The exercise:
All lines below must be repeated exactly, with the pictures omitted.

** Begin Data **

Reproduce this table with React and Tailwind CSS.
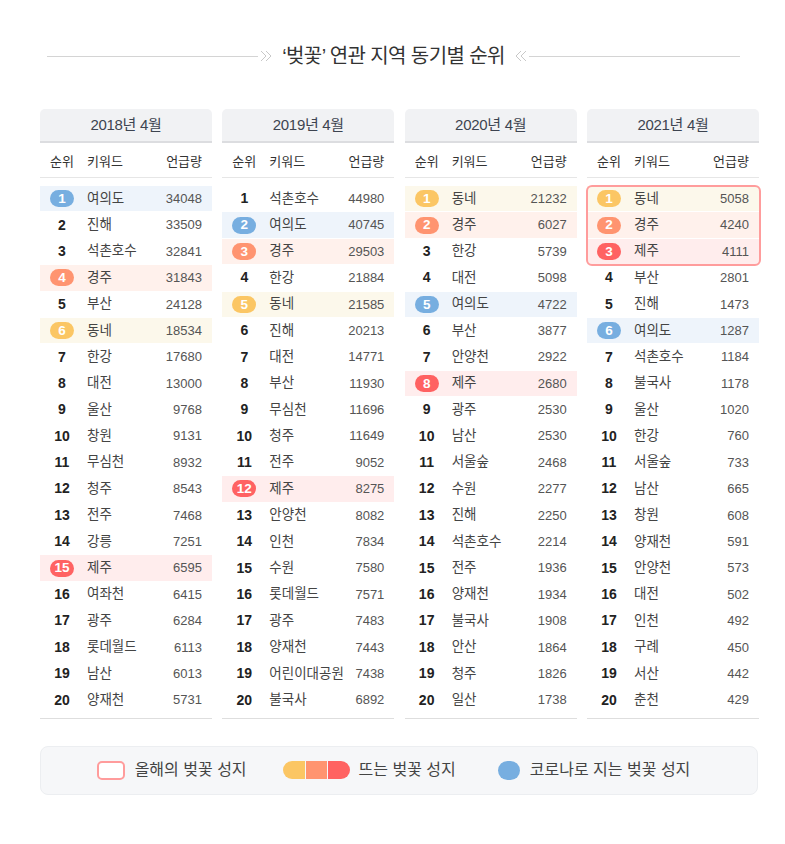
import React from 'react'

const FONT = { fontFamily: '"Liberation Sans", "Noto Sans CJK KR", sans-serif' }

const TONES = {
    blue: { badge: 'bg-[#77aee0]', row: 'bg-[#eef4fb]' },
    orange: { badge: 'bg-[#ff9470]', row: 'bg-[#fff1ec]' },
    yellow: { badge: 'bg-[#fbc664]', row: 'bg-[#fcf8eb]' },
    red: { badge: 'bg-[#ff6262]', row: 'bg-[#ffeded]' },
}

const years = [
    {
        title: '2018년 4월',
        rows: [
            ['여의도', '34048', 'blue'], ['진해', '33509'], ['석촌호수', '32841'], ['경주', '31843', 'orange'],
            ['부산', '24128'], ['동네', '18534', 'yellow'], ['한강', '17680'], ['대전', '13000'],
            ['울산', '9768'], ['창원', '9131'], ['무심천', '8932'], ['청주', '8543'],
            ['전주', '7468'], ['강릉', '7251'], ['제주', '6595', 'red'], ['여좌천', '6415'],
            ['광주', '6284'], ['롯데월드', '6113'], ['남산', '6013'], ['양재천', '5731'],
        ],
    },
    {
        title: '2019년 4월',
        rows: [
            ['석촌호수', '44980'], ['여의도', '40745', 'blue'], ['경주', '29503', 'orange'], ['한강', '21884'],
            ['동네', '21585', 'yellow'], ['진해', '20213'], ['대전', '14771'], ['부산', '11930'],
            ['무심천', '11696'], ['청주', '11649'], ['전주', '9052'], ['제주', '8275', 'red'],
            ['안양천', '8082'], ['인천', '7834'], ['수원', '7580'], ['롯데월드', '7571'],
            ['광주', '7483'], ['양재천', '7443'], ['어린이대공원', '7438'], ['불국사', '6892'],
        ],
    },
    {
        title: '2020년 4월',
        rows: [
            ['동네', '21232', 'yellow'], ['경주', '6027', 'orange'], ['한강', '5739'], ['대전', '5098'],
            ['여의도', '4722', 'blue'], ['부산', '3877'], ['안양천', '2922'], ['제주', '2680', 'red'],
            ['광주', '2530'], ['남산', '2530'], ['서울숲', '2468'], ['수원', '2277'],
            ['진해', '2250'], ['석촌호수', '2214'], ['전주', '1936'], ['양재천', '1934'],
            ['불국사', '1908'], ['안산', '1864'], ['청주', '1826'], ['일산', '1738'],
        ],
    },
    {
        title: '2021년 4월',
        highlightTop: true,
        rows: [
            ['동네', '5058', 'yellow'], ['경주', '4240', 'orange'], ['제주', '4111', 'red'], ['부산', '2801'],
            ['진해', '1473'], ['여의도', '1287', 'blue'], ['석촌호수', '1184'], ['불국사', '1178'],
            ['울산', '1020'], ['한강', '760'], ['서울숲', '733'], ['남산', '665'],
            ['창원', '608'], ['양재천', '591'], ['안양천', '573'], ['대전', '502'],
            ['인천', '492'], ['구례', '450'], ['서산', '442'], ['춘천', '429'],
        ],
    },
]

function Row({ rank, name, count, tone }) {
    const t = tone ? TONES[tone] : null
    return (
        <div className={`flex items-center h-[25.4px] mb-[1px] ${t ? t.row : ''}`}>
            <div className="w-[44px] flex justify-center">
                {t ? (
                    <span className={`${t.badge} h-[17px] min-w-[24px] px-[3px] rounded-full flex items-center justify-center text-white text-[13.5px] font-bold leading-none`}>
                        {rank}
                    </span>
                ) : (
                    <span className="text-[14px] font-bold text-[#222]">{rank}</span>
                )}
            </div>
            <div className="ml-[3px] flex-1 text-[13.5px] text-[#444] whitespace-nowrap">{name}</div>
            <div className="pr-[10px] text-[13px] text-[#555]">{count}</div>
        </div>
    )
}

function YearColumn({ year }) {
    return (
        <div>
            <div className="h-[34px] bg-[#f1f2f4] rounded-t-[5px] border-b-2 border-[#dcdde0] flex items-center justify-center text-[15px] text-[#3d4450] tracking-[-0.3px]">
                {year.title}
            </div>
            <div className="h-[35px] pt-[3px] flex items-center border-b border-[#e6e6e6] text-[13px] text-[#333]">
                <div className="w-[44px] text-center">순위</div>
                <div className="ml-[3px] flex-1">키워드</div>
                <div className="pr-[10px]">언급량</div>
            </div>
            <div className="pt-[8px] relative">
                {year.highlightTop && (
                    <div className="absolute left-[-1px] right-[-2px] top-[7px] h-[81px] border-2 border-[#ff9c9c] rounded-[6px] pointer-events-none" />
                )}
                {year.rows.map((r, i) => (
                    <Row key={i} rank={i + 1} name={r[0]} count={r[1]} tone={r[2]} />
                ))}
            </div>
            <div className="mt-[5px] border-t border-[#dedede]" />
        </div>
    )
}

function Chevrons({ dir }) {
    return (
        <svg width="13" height="12" viewBox="0 0 13 12" fill="none" stroke="#c8c8c8" strokeWidth="1">
            {dir === 'right' ? (
                <>
                    <path d="M1 1l5 5-5 5" />
                    <path d="M6 1l5 5-5 5" />
                </>
            ) : (
                <>
                    <path d="M7 1L2 6l5 5" />
                    <path d="M12 1L7 6l5 5" />
                </>
            )}
        </svg>
    )
}

export default function App() {
    return (
        <div className="w-[785px] h-[844px] bg-white" style={FONT}>
            <div className="pt-[42px] pl-[47px] pr-[45px] flex items-center">
                <div className="flex-1 h-px bg-[#d4d4d4]" />
                <div className="mx-[2px]"><Chevrons dir="right" /></div>
                <div className="mx-[7px] text-[20px] text-[#333] tracking-[-0.6px] leading-[28px]">‘벚꽃’ 연관 지역 동기별 순위</div>
                <div className="mx-[2px]"><Chevrons dir="left" /></div>
                <div className="flex-1 h-px bg-[#d4d4d4]" />
            </div>

            <div className="ml-[40px] w-[719px] mt-[39px] grid grid-cols-4 gap-x-[10.3px]">
                {years.map((y) => (
                    <YearColumn key={y.title} year={y} />
                ))}
            </div>

            <div className="ml-[40px] w-[718px] mt-[27px] h-[49px] pr-[11px] bg-[#f6f7f9] border border-[#eceef1] rounded-[8px] flex items-center justify-center text-[16px] text-[#444]">
                <div className="flex items-center gap-[10px]">
                    <span className="w-[28px] h-[19px] rounded-[5px] border-2 border-[#ff9c9c] bg-white" />
                    <span>올해의 벚꽃 성지</span>
                </div>
                <div className="flex items-center gap-[9px] ml-[36px]">
                    <span className="flex h-[18px] rounded-full overflow-hidden gap-[1px]">
                        <span className="w-[22px] bg-[#fbc664]" />
                        <span className="w-[21px] bg-[#ff9470]" />
                        <span className="w-[22px] bg-[#ff6262]" />
                    </span>
                    <span>뜨는 벚꽃 성지</span>
                </div>
                <div className="flex items-center gap-[10px] ml-[42px]">
                    <span className="w-[22px] h-[19px] rounded-full bg-[#77aee0]" />
                    <span>코로나로 지는 벚꽃 성지</span>
                </div>
            </div>
        </div>
    )
}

** End Data **

The reply:
Reproduce this table with React and Tailwind CSS.
import React from 'react'

const FONT = { fontFamily: '"Liberation Sans", "Noto Sans CJK KR", sans-serif' }

const TONES = {
    blue: { badge: 'bg-[#77aee0]', row: 'bg-[#eef4fb]' },
    orange: { badge: 'bg-[#ff9470]', row: 'bg-[#fff1ec]' },
    yellow: { badge: 'bg-[#fbc664]', row: 'bg-[#fcf8eb]' },
    red: { badge: 'bg-[#ff6262]', row: 'bg-[#ffeded]' },
}

const years = [
    {
        title: '2018년 4월',
        rows: [
            ['여의도', '34048', 'blue'], ['진해', '33509'], ['석촌호수', '32841'], ['경주', '31843', 'orange'],
            ['부산', '24128'], ['동네', '18534', 'yellow'], ['한강', '17680'], ['대전', '13000'],
            ['울산', '9768'], ['창원', '9131'], ['무심천', '8932'], ['청주', '8543'],
            ['전주', '7468'], ['강릉', '7251'], ['제주', '6595', 'red'], ['여좌천', '6415'],
            ['광주', '6284'], ['롯데월드', '6113'], ['남산', '6013'], ['양재천', '5731'],
        ],
    },
    {
        title: '2019년 4월',
        rows: [
            ['석촌호수', '44980'], ['여의도', '40745', 'blue'], ['경주', '29503', 'orange'], ['한강', '21884'],
            ['동네', '21585', 'yellow'], ['진해', '20213'], ['대전', '14771'], ['부산', '11930'],
            ['무심천', '11696'], ['청주', '11649'], ['전주', '9052'], ['제주', '8275', 'red'],
            ['안양천', '8082'], ['인천', '7834'], ['수원', '7580'], ['롯데월드', '7571'],
            ['광주', '7483'], ['양재천', '7443'], ['어린이대공원', '7438'], ['불국사', '6892'],
        ],
    },
    {
        title: '2020년 4월',
        rows: [
            ['동네', '21232', 'yellow'], ['경주', '6027', 'orange'], ['한강', '5739'], ['대전', '5098'],
            ['여의도', '4722', 'blue'], ['부산', '3877'], ['안양천', '2922'], ['제주', '2680', 'red'],
            ['광주', '2530'], ['남산', '2530'], ['서울숲', '2468'], ['수원', '2277'],
            ['진해', '2250'], ['석촌호수', '2214'], ['전주', '1936'], ['양재천', '1934'],
            ['불국사', '1908'], ['안산', '1864'], ['청주', '1826'], ['일산', '1738'],
        ],
    },
    {
        title: '2021년 4월',
        highlightTop: true,
        rows: [
            ['동네', '5058', 'yellow'], ['경주', '4240', 'orange'], ['제주', '4111', 'red'], ['부산', '2801'],
            ['진해', '1473'], ['여의도', '1287', 'blue'], ['석촌호수', '1184'], ['불국사', '1178'],
            ['울산', '1020'], ['한강', '760'], ['서울숲', '733'], ['남산', '665'],
            ['창원', '608'], ['양재천', '591'], ['안양천', '573'], ['대전', '502'],
            ['인천', '492'], ['구례', '450'], ['서산', '442'], ['춘천', '429'],
        ],
    },
]

function Row({ rank, name, count, tone }) {
    const t = tone ? TONES[tone] : null
    return (
        <div className={`flex items-center h-[25.4px] mb-[1px] ${t ? t.row : ''}`}>
            <div className="w-[44px] flex justify-center">
                {t ? (
                    <span className={`${t.badge} h-[17px] min-w-[24px] px-[3px] rounded-full flex items-center justify-center text-white text-[13.5px] font-bold leading-none`}>
                        {rank}
                    </span>
                ) : (
                    <span className="text-[14px] font-bold text-[#222]">{rank}</span>
                )}
            </div>
            <div className="ml-[3px] flex-1 text-[13.5px] text-[#444] whitespace-nowrap">{name}</div>
            <div className="pr-[10px] text-[13px] text-[#555]">{count}</div>
        </div>
    )
}

function YearColumn({ year }) {
    return (
        <div>
            <div className="h-[34px] bg-[#f1f2f4] rounded-t-[5px] border-b-2 border-[#dcdde0] flex items-center justify-center text-[15px] text-[#3d4450] tracking-[-0.3px]">
                {year.title}
            </div>
            <div className="h-[35px] pt-[3px] flex items-center border-b border-[#e6e6e6] text-[13px] text-[#333]">
                <div className="w-[44px] text-center">순위</div>
                <div className="ml-[3px] flex-1">키워드</div>
                <div className="pr-[10px]">언급량</div>
            </div>
            <div className="pt-[8px] relative">
                {year.highlightTop && (
                    <div className="absolute left-[-1px] right-[-2px] top-[7px] h-[81px] border-2 border-[#ff9c9c] rounded-[6px] pointer-events-none" />
                )}
                {year.rows.map((r, i) => (
                    <Row key={i} rank={i + 1} name={r[0]} count={r[1]} tone={r[2]} />
                ))}
            </div>
            <div className="mt-[5px] border-t border-[#dedede]" />
        </div>
    )
}

function Chevrons({ dir }) {
    return (
        <svg width="13" height="12" viewBox="0 0 13 12" fill="none" stroke="#c8c8c8" strokeWidth="1">
            {dir === 'right' ? (
                <>
                    <path d="M1 1l5 5-5 5" />
                    <path d="M6 1l5 5-5 5" />
                </>
            ) : (
                <>
                    <path d="M7 1L2 6l5 5" />
                    <path d="M12 1L7 6l5 5" />
                </>
            )}
        </svg>
    )
}

export default function App() {
    return (
        <div className="w-[785px] h-[844px] bg-white" style={FONT}>
            <div className="pt-[42px] pl-[47px] pr-[45px] flex items-center">
                <div className="flex-1 h-px bg-[#d4d4d4]" />
                <div className="mx-[2px]"><Chevrons dir="right" /></div>
                <div className="mx-[7px] text-[20px] text-[#333] tracking-[-0.6px] leading-[28px]">‘벚꽃’ 연관 지역 동기별 순위</div>
                <div className="mx-[2px]"><Chevrons dir="left" /></div>
                <div className="flex-1 h-px bg-[#d4d4d4]" />
            </div>

            <div className="ml-[40px] w-[719px] mt-[39px] grid grid-cols-4 gap-x-[10.3px]">
                {years.map((y) => (
                    <YearColumn key={y.title} year={y} />
                ))}
            </div>

            <div className="ml-[40px] w-[718px] mt-[27px] h-[49px] pr-[11px] bg-[#f6f7f9] border border-[#eceef1] rounded-[8px] flex items-center justify-center text-[16px] text-[#444]">
                <div className="flex items-center gap-[10px]">
                    <span className="w-[28px] h-[19px] rounded-[5px] border-2 border-[#ff9c9c] bg-white" />
                    <span>올해의 벚꽃 성지</span>
                </div>
                <div className="flex items-center gap-[9px] ml-[36px]">
                    <span className="flex h-[18px] rounded-full overflow-hidden gap-[1px]">
                        <span className="w-[22px] bg-[#fbc664]" />
                        <span className="w-[21px] bg-[#ff9470]" />
                        <span className="w-[22px] bg-[#ff6262]" />
                    </span>
                    <span>뜨는 벚꽃 성지</span>
                </div>
                <div className="flex items-center gap-[10px] ml-[42px]">
                    <span className="w-[22px] h-[19px] rounded-full bg-[#77aee0]" />
                    <span>코로나로 지는 벚꽃 성지</span>
                </div>
            </div>
        </div>
    )
}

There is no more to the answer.